Pricing the Home Right and Knowing Your Bottom Lines

We are going to tackle a number of critical items across several blog posts that cover the broad topic of preparing the home for sale. Today we are digging into how we – real estate broker and seller – will jointly develop a strategy for pricing the home so that it attracts multiple buyers, gets the property sold in the shortest amount time and makes the process as painless as possible.

One of the most common questions we hear early from sellers is: “What’s my house going to sell for?” If fortunate enough to represent you as the listing agent, I would kick off that discussion by first sharing the latest housing data and trends for Seattle/King County and in your specific area to guide you toward a price range on your home. It’s healthy to talk about both the local market and the condition of your home before coming up with a price that’s fair market value. A price range can also show you how certain home improvements now can produce a higher valuation when it’s ready to hit the market.

The second-most-common question from sellers at the start of the process is, quite fairly, “How much money will I get from the sale?” Once we have determined how much more time and effort will be invested in improving the home, we will get into the nitty-gritty and discuss what are your potential net proceeds from the sale after all costs are applied. It’s a great question to ask early and one that a number-cruncher like me can help estimate.

All seller scenarios are unique. Some people are relocating to another state for work and just want rid of the current home. Some need the proceeds from one home’s sale to complete the purchase of another. Whatever the case, it’s important a seller paints a clear and specific picture about those next-home plans to allow his/her broker better understand timelines, potential financing concerns and family matters. The more info the better. (Your agent is obligated to hold those private details in confidence unless they involve unethical or illegal activity. He/she should not share personal details with, say, a buyer’s broker or lender.)

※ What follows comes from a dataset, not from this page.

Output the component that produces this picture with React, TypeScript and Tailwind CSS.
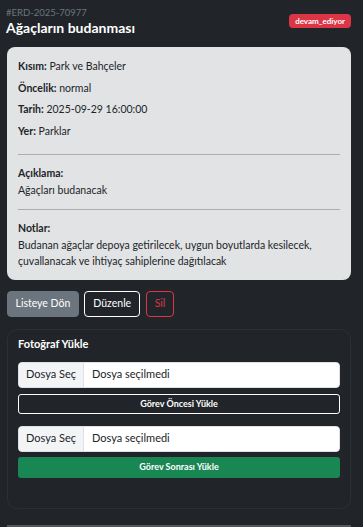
import React from "react";

const font = { fontFamily: 'Lato, "Liberation Sans", sans-serif' };

function Row({ label, value }: { label: string; value: string }) {
  return (
    <p className="mb-[5px] text-[10.5px] leading-[16.5px]">
      <span className="font-bold">{label}</span> {value}
    </p>
  );
}

function FileInput() {
  return (
    <div className="flex h-[26px] overflow-hidden rounded-[4px] border border-[#dee2e6] bg-white text-[11px] text-[#212529]">
      <div className="flex w-[65px] shrink-0 items-center justify-center border-r border-[#dee2e6] bg-[#f3f4f6]">
        Dosya Seç
      </div>
      <div className="flex items-center pl-[8px]">Dosya seçilmedi</div>
    </div>
  );
}

export default function App() {
  return (
    <div className="min-h-[527px] bg-[#212529] pl-[7px] pr-[12px] pt-[7px]" style={font}>
      <div className="flex items-start justify-between">
        <div className="-ml-px">
          <div className="text-[9.5px] leading-[12px] text-[#6c757d]">#ERD-2025-70977</div>
          <h1 className="text-[14px] font-bold leading-[18px] text-white">Ağaçların budanması</h1>
        </div>
        <span className="mt-[7px] rounded-[4px] bg-[#dc3545] px-[6px] text-[8px] font-bold leading-[14px] text-white">
          devam_ediyor
        </span>
      </div>

      <div className="mt-[10px] rounded-[8px] bg-[#e2e3e5] px-[11px] pb-[10px] pt-[11px] text-[#212529]">
        <Row label="Kısım:" value="Park ve Bahçeler" />
        <Row label="Öncelik:" value="normal" />
        <Row label="Tarih:" value="2025-09-29 16:00:00" />
        <Row label="Yer:" value="Parklar" />
        <hr className="mb-[10px] mt-[15px] border-0 border-t border-[#acadaf]" />
        <div className="text-[10.5px] leading-[16.5px]">
          <div className="font-bold">Açıklama:</div>
          <p>Ağaçları budanacak</p>
        </div>
        <hr className="mb-[10px] mt-[11px] border-0 border-t border-[#acadaf]" />
        <div className="text-[10.5px] leading-[16.5px]">
          <div className="font-bold">Notlar:</div>
          <p>
            Budanan ağaçlar depoya getirilecek, uygun boyutlarda kesilecek, çuvallanacak ve ihtiyaç sahiplerine dağıtılacak
          </p>
        </div>
      </div>

      <div className="mt-[11px] flex gap-[5.5px]">
        <button className="h-[26px] rounded-[4px] border border-[#6c757d] bg-[#6c757d] px-[7.5px] text-[10.5px] text-white">
          Listeye Dön
        </button>
        <button className="h-[26px] rounded-[4px] border border-white px-[8px] text-[10.5px] text-white">
          Düzenle
        </button>
        <button className="h-[26px] rounded-[4px] border border-[#dc3545] px-[8px] text-[10.5px] text-[#dc3545]">
          Sil
        </button>
      </div>

      <div className="mt-[12px] rounded-[10px] border border-[#2c3035] px-[10px] pb-[30px] pt-[6px]">
        <div className="mb-[10px] text-[11px] font-bold leading-[16px] text-white">Fotoğraf Yükle</div>
        <FileInput />
        <button className="mt-[6px] h-[20px] w-full rounded-[3px] border border-white text-[9px] font-bold text-white">
          Görev Öncesi Yükle
        </button>
        <div className="mt-[12px]">
          <FileInput />
        </div>
        <button className="mt-[5px] h-[21px] w-full rounded-[3px] bg-[#198754] text-[9px] font-bold text-white">
          Görev Sonrası Yükle
        </button>
      </div>

      <hr className="mt-[16px] border-0 border-t-2 border-[#55585b]" />
    </div>
  );
}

In my conversations with a seller, I will talk a lot about the pool of buyers looking for a new home. The market tends to include what we call a “backlog of buyers” that have been looking for weeks – even months – to find the perfect home. They have seen everything on the market that fits their criteria and know when it’s priced right. Now they see your home hit their search app and want to learn more.

This is why pricing the home correctly at the start is important; it’s fresh and exciting to buyers and their agents. The listing will attract not only new people just starting to look, but it will also pique interest from that backlog of buyers seeking their Seattle dream home.

When the home is priced right, you will attract the largest pool of buyers in the first few weeks on the market – if the home remains on the market that long – as both sets of buyers come calling. The expectation is a wave of interest will generate buzz for the home and even possibly create a fear of missing out (FOMO, anyone?) from buyers who don’t visit your open house (or a broker-coordinated visit for a buyer).

When the home is not priced right, we could find the listing linger on the market for more than a month. Most buyers shop by price range and look for the best value in that range. Overpricing a home prevents the very buyers who are eligible to purchase the home from ever seeing it.

Since you can’t change the location of your home, a seller with an overpriced property will have to either consider doing further improvements, lower the asking price or both. The question then becomes: “What’s my bottom line?” Talk with your broker about your price floor before listing the home to better understand what you should always net from the transaction.

There are some other considerations a seller should think about when preparing to list the home:

  • If a buyer submits an all-cash offer, would you be ready to accept it and move out in a shorter-than-normal period, say, 20 days after mutual acceptance? It could be an option but, of course, you can always counter the offer with your own set of timelines.
  • Many offers include contingencies, a topic we cover here. What types of conditions will you – the seller – impose and what contingencies from buyers will you want to be on the lookout for? What types of conditions will you – the seller – impose and what contingencies from buyers will you want to be on the lookout for?
  • Are you willing to make concessions, such as paying for some of the buyer’s closing costs to complete the transaction? Sellers can help cover those costs – up to 3% for conventional loans, 4% for VA loans (with “funding fees” and some leeway for sellers to cover items such as discount points) and 6% for FHA loans. While uncommon in a frenzied seller’s market, there are times when, for example, current or former members of the U.S. military will receive financial assistance from the seller as a “thank you” for his/her service. The buyer’s mortgage lender can clarify the precise limits.

As a seller, it’s wise to be prepared before the offers arrive to ensure negotiations are kept to a minimum and in your favor. Developing and executing on pricing strategies and scenario-based responses when a buyer approaches with an offer are just two keys to ensuring we have a happy seller.